Поэтому? То, что ей было стыдно показывать, что она не умеет читать и писать, и то, что озадачивать меня было для нее более удобной возможностью, чем выдавать себя, это я мог понять. Стыд как причина уклончивого, защитного, скрытного, притворного и даже оскорбительного поведения был знаком и мне. Но стыд Ханны от того, что она не умеет читать и писать, как причина ее поведения на суде и в лагере? Она разоблачала себя как преступница, боясь, что ее разоблачат как неграмотную? Она становилась преступницей, боясь, что ее разоблачат как неграмотную?

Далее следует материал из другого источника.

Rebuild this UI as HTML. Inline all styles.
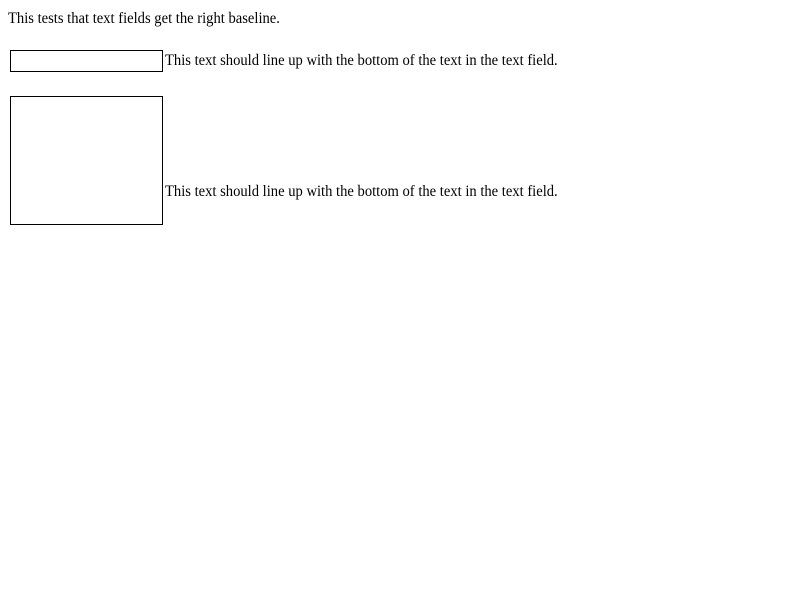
<!DOCTYPE html>
<html><head><style>
body{margin:0;font-family:"Liberation Serif",serif;font-size:16px;color:#000;background:#fff;}
.t{position:absolute;white-space:nowrap;line-height:18px;transform:scaleX(0.912);transform-origin:0 0;}
.b{position:absolute;border:1px solid #000;box-sizing:border-box;}
</style></head><body>
<div class="t" style="left:8px;top:10px">This tests that text fields get the right baseline.</div>
<div class="b" style="left:10px;top:50px;width:153px;height:22px"></div>
<div class="t" style="left:165px;top:52px">This text should line up with the bottom of the text in the text field.</div>
<div class="b" style="left:10px;top:96px;width:153px;height:129px"></div>
<div class="t" style="left:165px;top:183px">This text should line up with the bottom of the text in the text field.</div>
</body></html>
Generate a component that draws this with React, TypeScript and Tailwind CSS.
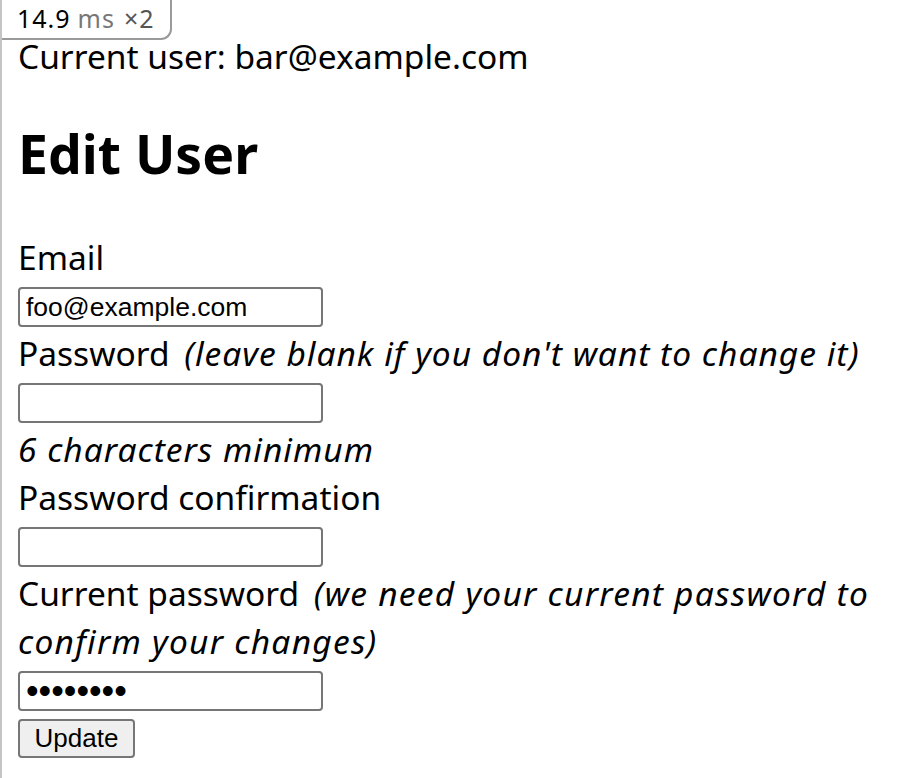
import React from "react";

const label = "block h-[48px] leading-[48px] whitespace-nowrap";
const inputCls =
  "block h-[40px] w-[305px] rounded-[4px] border-2 border-[#767676] bg-white px-[6px] text-black outline-none";
const ital = "italic tracking-[1px]";

export default function App() {
  return (
    <div
      className="relative min-h-[778px] w-[920px] border-l-2 border-[#c4c4c4] bg-white text-black"
      style={{ fontFamily: '"Noto Sans", sans-serif' }}
    >
      <div className="flex h-[40px] w-[170px] items-center rounded-br-[11px] border-b-2 border-r-2 border-[#9a9a9a] pl-[15px] text-[25px] tracking-[1px]">
        <span className="text-black">14.9</span>
        <span className="ml-[7px] text-[#777]">ms</span>
        <span className="ml-[9px] text-[#555]">×2</span>
      </div>
      <div className="px-[16px] text-[33.5px]">
        <div className="-mt-[8px] h-[48px] leading-[48px]">Current user: bar@example.com</div>
        <h1 className="mt-[44px] h-[60px] text-[53.5px] font-bold leading-[60px]">Edit User</h1>
        <form className="mt-[49px]" onSubmit={(e) => e.preventDefault()}>
          <div className={label}>Email</div>
          <div className="h-[48px] pt-[6px]">
            <input
              className={inputCls + " text-[26.5px]"}
              style={{ fontFamily: '"Liberation Sans", Arial, sans-serif' }}
              defaultValue="foo@example.com"
            />
          </div>
          <div className={label}>
            Password <span className={ital + " ml-[6px]"}>(leave blank if you don't want to change it)</span>
          </div>
          <div className="h-[48px] pt-[6px]">
            <input type="password" className={inputCls} />
          </div>
          <div className={label}>
            <span className={ital}>6 characters minimum</span>
          </div>
          <div className={label}>Password confirmation</div>
          <div className="h-[48px] pt-[6px]">
            <input type="password" className={inputCls} />
          </div>
          <div className={label}>
            Current password{" "}
            <span className="ml-[6px] italic tracking-[1.25px]">(we need your current password to</span>
          </div>
          <div className={label}>
            <span className="italic tracking-[1.25px]">confirm your changes)</span>
          </div>
          <div className="h-[48px] pt-[6px]">
            <input
              type="password"
              className={inputCls + " text-[36px] leading-[36px]"}
              style={{ fontFamily: '"Liberation Sans", Arial, sans-serif' }}
              defaultValue="password"
            />
          </div>
          <div className="h-[48px] pt-[6px]">
            <button
              type="submit"
              className="block h-[39px] w-[117px] rounded-[4px] border-2 border-[#767676] bg-[#efefef] text-[26px] leading-[35px] text-black"
              style={{ fontFamily: '"Liberation Sans", Arial, sans-serif' }}
            >
              Update
            </button>
          </div>
        </form>
      </div>
    </div>
  );
}
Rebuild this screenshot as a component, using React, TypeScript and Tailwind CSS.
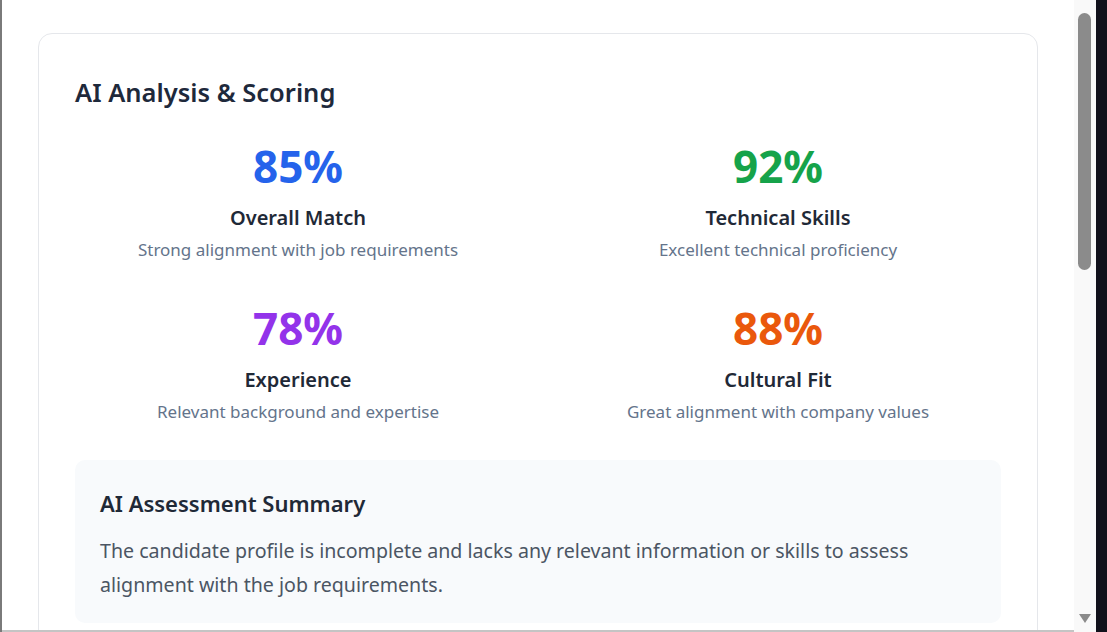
import React from "react";

const font = { fontFamily: '"Noto Sans", "Open Sans", sans-serif' };

type Score = { value: string; color: string; title: string; desc: string };

const scores: Score[] = [
  { value: "85%", color: "text-[#2563eb]", title: "Overall Match", desc: "Strong alignment with job requirements" },
  { value: "92%", color: "text-[#16a34a]", title: "Technical Skills", desc: "Excellent technical proficiency" },
  { value: "78%", color: "text-[#9333ea]", title: "Experience", desc: "Relevant background and expertise" },
  { value: "88%", color: "text-[#ea580c]", title: "Cultural Fit", desc: "Great alignment with company values" },
];

function ScoreCell({ s }: { s: Score }) {
  return (
    <div className="flex flex-col items-center text-center">
      <div className={`text-[44px] leading-[52px] font-bold ${s.color}`}>{s.value}</div>
      <div className="mt-[12px] text-[20px] leading-[28px] font-semibold text-[#1f2937]">{s.title}</div>
      <div className="mt-[5px] text-[17px] leading-[26px] text-[#64748b]">{s.desc}</div>
    </div>
  );
}

export default function App() {
  return (
    <div className="w-[1107px] h-[632px] overflow-hidden flex bg-white" style={font}>
      <div className="w-[2px] h-full bg-[#7a7a7a]" />
      <div className="flex-1 h-full flex flex-col">
        <div className="flex-1 overflow-hidden pt-[33px] px-[36px]">
          <div className="rounded-[14px] border border-[#e5e7eb] bg-white pt-[40px] px-[36px] pb-[36px]">
            <h2 className="text-[25.5px] leading-[36px] font-semibold text-[#1e293b]">AI Analysis &amp; Scoring</h2>
            <div className="mt-[30px] grid grid-cols-2 gap-x-[34px] gap-y-[39px]">
              {scores.map((s) => (
                <ScoreCell key={s.title} s={s} />
              ))}
            </div>
            <div className="mt-[35px] rounded-[10px] bg-[#f8fafc] px-[25px] pt-[28px] pb-[21px]">
              <h3 className="text-[22px] leading-[30px] font-semibold text-[#1f2937]">AI Assessment Summary</h3>
              <p className="mt-[16px] text-[19.6px] leading-[34px] text-[#4b5563]">
                The candidate profile is incomplete and lacks any relevant information or skills to assess alignment with the job requirements.
              </p>
            </div>
          </div>
        </div>
        <div className="h-[2px] bg-[#c4c4c4]" />
      </div>
      <div className="w-[22px] h-full bg-[#f9f9f9] relative">
        <div className="absolute left-[4px] top-[13px] w-[13px] h-[257px] rounded-full bg-[#8b8b8b]" />
        <svg className="absolute left-[5px] top-[614px]" width="12" height="10" viewBox="0 0 12 10">
          <path d="M0 0 L12 0 L6 9 Z" fill="#8b8b8b" />
        </svg>
      </div>
      <div className="w-[11px] h-full bg-[#11111b]" />
    </div>
  );
}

Сколько раз я тогда и с тех пор задавался одинаковыми вопросами. Если мотивом поступков Ханны была боязнь разоблачения -- почему тогда вместо безболезненного разоблачения себя как неграмотная она выбрала невыносимое разоблачение себя как преступница? Или она считала, что и дальше у нее получится жить безо всякого разоблачения? Неужели она была столь недалекой? И неужели она была такой самонадеянной и злой по натуре, что могла стать преступницей, чтобы только не выдавать своей неграмотности? В то время и позже я снова и снова отбрасывал эти мысли. Нет, говорил я себе, Ханна не выбирала преступление. Она не хотела занимать более высокую должность на фабрике и стала надзирательницей совершенно случайно. И она не отправляла слабых и немощных в Освенцим потому, что они читали ей вслух, она брала их для чтения потому, что хотела облегчить им последние недели их жизни, прежде чем их все равно отправят в Освенцим. И на суде Ханна не вымеряла разницу между разоблачением себя как неграмотная и разоблачением себя как преступница. Она не подсчитывала и не выгадывала. Она была согласна с тем, что ее привлекали к ответу, просто не хотела к тому же еще оказаться разоблаченной в своем недостатке. Она нигде не искала своих интересов, а боролась за свою правду, за свою справедливость. И от того, что ей всегда приходилось немного притворяться, от того, что она никогда не могла быть до конца искренней, никогда не могла быть полностью самой собой -- это были жалкая правда и жалкая справедливость, но это были ее правда и ее справедливость, и борьба за них была ее борьбой.